RECORDED INFORMATION

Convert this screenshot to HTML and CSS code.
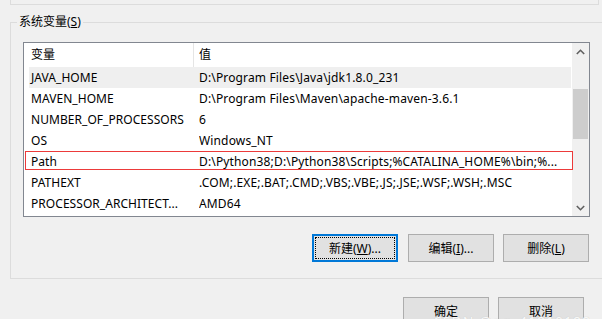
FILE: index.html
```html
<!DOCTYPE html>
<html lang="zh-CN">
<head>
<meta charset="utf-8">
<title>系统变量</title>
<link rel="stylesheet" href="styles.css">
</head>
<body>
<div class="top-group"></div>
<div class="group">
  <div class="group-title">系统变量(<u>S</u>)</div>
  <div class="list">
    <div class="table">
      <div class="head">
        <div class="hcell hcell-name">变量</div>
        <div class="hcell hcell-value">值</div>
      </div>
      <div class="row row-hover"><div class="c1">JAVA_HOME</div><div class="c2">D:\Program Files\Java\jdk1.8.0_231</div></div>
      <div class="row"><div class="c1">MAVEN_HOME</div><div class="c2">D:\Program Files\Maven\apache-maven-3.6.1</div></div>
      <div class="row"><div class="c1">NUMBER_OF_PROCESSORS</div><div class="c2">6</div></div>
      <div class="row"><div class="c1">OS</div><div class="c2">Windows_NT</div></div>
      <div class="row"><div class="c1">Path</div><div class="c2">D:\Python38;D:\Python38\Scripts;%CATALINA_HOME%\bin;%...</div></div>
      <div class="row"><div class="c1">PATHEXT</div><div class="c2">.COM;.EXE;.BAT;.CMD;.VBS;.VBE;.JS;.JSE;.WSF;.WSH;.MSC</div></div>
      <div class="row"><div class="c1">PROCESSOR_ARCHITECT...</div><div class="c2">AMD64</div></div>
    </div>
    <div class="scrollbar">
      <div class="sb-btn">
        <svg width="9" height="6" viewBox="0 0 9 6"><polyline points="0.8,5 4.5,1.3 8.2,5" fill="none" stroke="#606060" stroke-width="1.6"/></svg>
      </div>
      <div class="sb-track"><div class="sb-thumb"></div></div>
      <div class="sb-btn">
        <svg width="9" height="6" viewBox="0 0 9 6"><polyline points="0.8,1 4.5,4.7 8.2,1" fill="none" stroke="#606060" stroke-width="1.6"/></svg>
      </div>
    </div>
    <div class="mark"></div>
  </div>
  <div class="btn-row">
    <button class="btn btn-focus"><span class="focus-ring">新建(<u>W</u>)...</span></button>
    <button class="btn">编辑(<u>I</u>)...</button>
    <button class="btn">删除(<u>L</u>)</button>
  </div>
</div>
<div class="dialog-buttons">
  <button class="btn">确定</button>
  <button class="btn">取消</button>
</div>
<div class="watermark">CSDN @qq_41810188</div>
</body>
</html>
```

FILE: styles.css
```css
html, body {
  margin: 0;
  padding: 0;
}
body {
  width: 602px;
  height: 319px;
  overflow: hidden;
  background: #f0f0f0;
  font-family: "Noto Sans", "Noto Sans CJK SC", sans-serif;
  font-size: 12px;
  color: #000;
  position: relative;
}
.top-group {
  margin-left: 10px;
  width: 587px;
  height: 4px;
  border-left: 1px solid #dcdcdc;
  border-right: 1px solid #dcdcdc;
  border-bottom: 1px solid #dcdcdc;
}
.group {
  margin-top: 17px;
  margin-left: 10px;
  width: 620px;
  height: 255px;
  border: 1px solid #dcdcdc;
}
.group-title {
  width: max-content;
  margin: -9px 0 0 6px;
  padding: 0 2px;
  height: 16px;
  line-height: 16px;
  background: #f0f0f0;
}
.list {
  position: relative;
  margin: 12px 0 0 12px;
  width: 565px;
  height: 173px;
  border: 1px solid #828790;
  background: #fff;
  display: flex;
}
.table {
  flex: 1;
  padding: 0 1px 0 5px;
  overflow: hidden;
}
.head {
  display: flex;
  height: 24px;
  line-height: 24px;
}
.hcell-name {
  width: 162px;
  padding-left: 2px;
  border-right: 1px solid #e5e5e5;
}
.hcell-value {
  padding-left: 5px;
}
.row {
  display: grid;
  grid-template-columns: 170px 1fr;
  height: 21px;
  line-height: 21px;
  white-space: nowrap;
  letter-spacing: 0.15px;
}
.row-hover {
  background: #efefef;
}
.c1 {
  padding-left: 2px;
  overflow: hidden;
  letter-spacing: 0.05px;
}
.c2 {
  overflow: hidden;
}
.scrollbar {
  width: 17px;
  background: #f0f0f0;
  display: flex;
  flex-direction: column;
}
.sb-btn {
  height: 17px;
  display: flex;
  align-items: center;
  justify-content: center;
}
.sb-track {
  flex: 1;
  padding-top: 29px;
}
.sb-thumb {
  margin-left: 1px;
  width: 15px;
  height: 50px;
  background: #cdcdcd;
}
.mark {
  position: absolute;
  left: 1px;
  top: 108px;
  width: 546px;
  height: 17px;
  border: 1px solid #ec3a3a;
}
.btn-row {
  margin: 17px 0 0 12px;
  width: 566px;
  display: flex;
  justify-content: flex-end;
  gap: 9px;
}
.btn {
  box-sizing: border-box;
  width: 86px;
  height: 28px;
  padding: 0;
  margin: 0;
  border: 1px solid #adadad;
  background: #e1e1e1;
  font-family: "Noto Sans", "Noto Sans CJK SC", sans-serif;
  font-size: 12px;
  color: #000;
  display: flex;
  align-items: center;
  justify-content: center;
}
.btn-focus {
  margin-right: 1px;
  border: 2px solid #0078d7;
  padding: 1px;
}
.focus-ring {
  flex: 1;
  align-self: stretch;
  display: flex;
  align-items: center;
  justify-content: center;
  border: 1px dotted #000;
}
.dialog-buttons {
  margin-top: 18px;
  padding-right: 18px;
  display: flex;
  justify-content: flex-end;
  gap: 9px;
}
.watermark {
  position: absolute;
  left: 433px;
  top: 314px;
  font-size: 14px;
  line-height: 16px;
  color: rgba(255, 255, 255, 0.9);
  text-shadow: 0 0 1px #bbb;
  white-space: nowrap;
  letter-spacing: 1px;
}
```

PROBLEM
Reproduce the listing word for word and omit its pictures.

ANSWER TO THIS EXERCISE
Convert this screenshot to HTML and CSS code.
FILE: index.html
```html
<!DOCTYPE html>
<html lang="zh-CN">
<head>
<meta charset="utf-8">
<title>系统变量</title>
<link rel="stylesheet" href="styles.css">
</head>
<body>
<div class="top-group"></div>
<div class="group">
  <div class="group-title">系统变量(<u>S</u>)</div>
  <div class="list">
    <div class="table">
      <div class="head">
        <div class="hcell hcell-name">变量</div>
        <div class="hcell hcell-value">值</div>
      </div>
      <div class="row row-hover"><div class="c1">JAVA_HOME</div><div class="c2">D:\Program Files\Java\jdk1.8.0_231</div></div>
      <div class="row"><div class="c1">MAVEN_HOME</div><div class="c2">D:\Program Files\Maven\apache-maven-3.6.1</div></div>
      <div class="row"><div class="c1">NUMBER_OF_PROCESSORS</div><div class="c2">6</div></div>
      <div class="row"><div class="c1">OS</div><div class="c2">Windows_NT</div></div>
      <div class="row"><div class="c1">Path</div><div class="c2">D:\Python38;D:\Python38\Scripts;%CATALINA_HOME%\bin;%...</div></div>
      <div class="row"><div class="c1">PATHEXT</div><div class="c2">.COM;.EXE;.BAT;.CMD;.VBS;.VBE;.JS;.JSE;.WSF;.WSH;.MSC</div></div>
      <div class="row"><div class="c1">PROCESSOR_ARCHITECT...</div><div class="c2">AMD64</div></div>
    </div>
    <div class="scrollbar">
      <div class="sb-btn">
        <svg width="9" height="6" viewBox="0 0 9 6"><polyline points="0.8,5 4.5,1.3 8.2,5" fill="none" stroke="#606060" stroke-width="1.6"/></svg>
      </div>
      <div class="sb-track"><div class="sb-thumb"></div></div>
      <div class="sb-btn">
        <svg width="9" height="6" viewBox="0 0 9 6"><polyline points="0.8,1 4.5,4.7 8.2,1" fill="none" stroke="#606060" stroke-width="1.6"/></svg>
      </div>
    </div>
    <div class="mark"></div>
  </div>
  <div class="btn-row">
    <button class="btn btn-focus"><span class="focus-ring">新建(<u>W</u>)...</span></button>
    <button class="btn">编辑(<u>I</u>)...</button>
    <button class="btn">删除(<u>L</u>)</button>
  </div>
</div>
<div class="dialog-buttons">
  <button class="btn">确定</button>
  <button class="btn">取消</button>
</div>
<div class="watermark">CSDN @qq_41810188</div>
</body>
</html>
```

FILE: styles.css
```css
html, body {
  margin: 0;
  padding: 0;
}
body {
  width: 602px;
  height: 319px;
  overflow: hidden;
  background: #f0f0f0;
  font-family: "Noto Sans", "Noto Sans CJK SC", sans-serif;
  font-size: 12px;
  color: #000;
  position: relative;
}
.top-group {
  margin-left: 10px;
  width: 587px;
  height: 4px;
  border-left: 1px solid #dcdcdc;
  border-right: 1px solid #dcdcdc;
  border-bottom: 1px solid #dcdcdc;
}
.group {
  margin-top: 17px;
  margin-left: 10px;
  width: 620px;
  height: 255px;
  border: 1px solid #dcdcdc;
}
.group-title {
  width: max-content;
  margin: -9px 0 0 6px;
  padding: 0 2px;
  height: 16px;
  line-height: 16px;
  background: #f0f0f0;
}
.list {
  position: relative;
  margin: 12px 0 0 12px;
  width: 565px;
  height: 173px;
  border: 1px solid #828790;
  background: #fff;
  display: flex;
}
.table {
  flex: 1;
  padding: 0 1px 0 5px;
  overflow: hidden;
}
.head {
  display: flex;
  height: 24px;
  line-height: 24px;
}
.hcell-name {
  width: 162px;
  padding-left: 2px;
  border-right: 1px solid #e5e5e5;
}
.hcell-value {
  padding-left: 5px;
}
.row {
  display: grid;
  grid-template-columns: 170px 1fr;
  height: 21px;
  line-height: 21px;
  white-space: nowrap;
  letter-spacing: 0.15px;
}
.row-hover {
  background: #efefef;
}
.c1 {
  padding-left: 2px;
  overflow: hidden;
  letter-spacing: 0.05px;
}
.c2 {
  overflow: hidden;
}
.scrollbar {
  width: 17px;
  background: #f0f0f0;
  display: flex;
  flex-direction: column;
}
.sb-btn {
  height: 17px;
  display: flex;
  align-items: center;
  justify-content: center;
}
.sb-track {
  flex: 1;
  padding-top: 29px;
}
.sb-thumb {
  margin-left: 1px;
  width: 15px;
  height: 50px;
  background: #cdcdcd;
}
.mark {
  position: absolute;
  left: 1px;
  top: 108px;
  width: 546px;
  height: 17px;
  border: 1px solid #ec3a3a;
}
.btn-row {
  margin: 17px 0 0 12px;
  width: 566px;
  display: flex;
  justify-content: flex-end;
  gap: 9px;
}
.btn {
  box-sizing: border-box;
  width: 86px;
  height: 28px;
  padding: 0;
  margin: 0;
  border: 1px solid #adadad;
  background: #e1e1e1;
  font-family: "Noto Sans", "Noto Sans CJK SC", sans-serif;
  font-size: 12px;
  color: #000;
  display: flex;
  align-items: center;
  justify-content: center;
}
.btn-focus {
  margin-right: 1px;
  border: 2px solid #0078d7;
  padding: 1px;
}
.focus-ring {
  flex: 1;
  align-self: stretch;
  display: flex;
  align-items: center;
  justify-content: center;
  border: 1px dotted #000;
}
.dialog-buttons {
  margin-top: 18px;
  padding-right: 18px;
  display: flex;
  justify-content: flex-end;
  gap: 9px;
}
.watermark {
  position: absolute;
  left: 433px;
  top: 314px;
  font-size: 14px;
  line-height: 16px;
  color: rgba(255, 255, 255, 0.9);
  text-shadow: 0 0 1px #bbb;
  white-space: nowrap;
  letter-spacing: 1px;
}
```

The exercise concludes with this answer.